Indeed, while the Congress weighs its options of projecting Rahul Gandhi and LK Advani prepares for a final shot at 7 Race Course Road, the real challenge in the next election could lie elsewhere. Unfortunately, it is apparent that the national parties are still to fully come to terms with the new dynamics. The manner in which the Congress has failed to forge alliances in UP is a sign that past glories continue to blur a vision for the present. The BJP’s failure to win power in Karnataka is at least partly due to the fact that its leadership took Deve Gowda for granted in the mistaken belief that the ageing leader had run out of options, obviously forgetting that a 24x7 politician never fades away.
The rise of the regional satrap is, in a sense, a testimony to the failure of the so-called ‘national’ leaders: those whose politics is not based on mass support or ideological rigour, but on straight deal-making in Lutyens bungalows. Take the case of Karnataka itself: in the last few years, Rajya Sabha memberships from the state have been auctioned to the highest bidder, with party loyalty or ideological commitment counting for little. In this moral vacuum, why should anyone be surprised if even the cm’s chair is being traded in the political marketplace?

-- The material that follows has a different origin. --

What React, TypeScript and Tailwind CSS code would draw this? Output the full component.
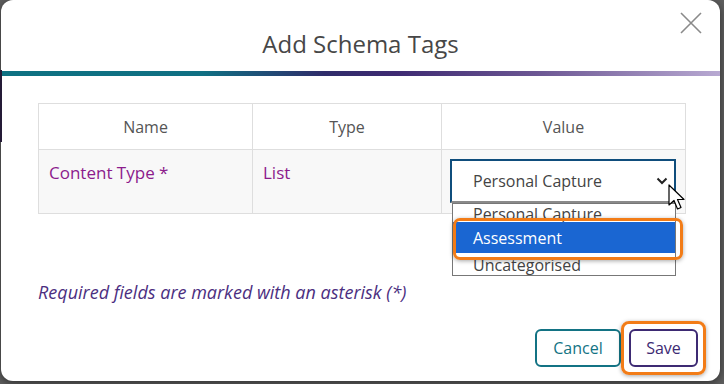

A Mayawati might now take the logic of Twenty20 politics to another level. Unlike a Deve Gowda or a Karunanidhi, her numerical strength is likely to be much greater as is perhaps her ambition. Moreover, as a Dalit woman in power in India’s politically largest state, she recognises that no political formation can afford to ignore her. in the months ahead, she will deal with her rivals on her terms, one of which could include Kanshi Ram’s unfulfilled dream: the pm’s chair.
Maybe, it’s time to consider what Twenty20 politics could mean for the country’s polity with Mayawati playing kingmaker. Think about it: Mayawati agrees to a Manmohan Singh (or a Rahul Gandhi, or an Advani) becoming PM for two-and-a-half years only if she is given the first shot at the balance period. Bring on the political cheerleaders, the fun may be about to begin!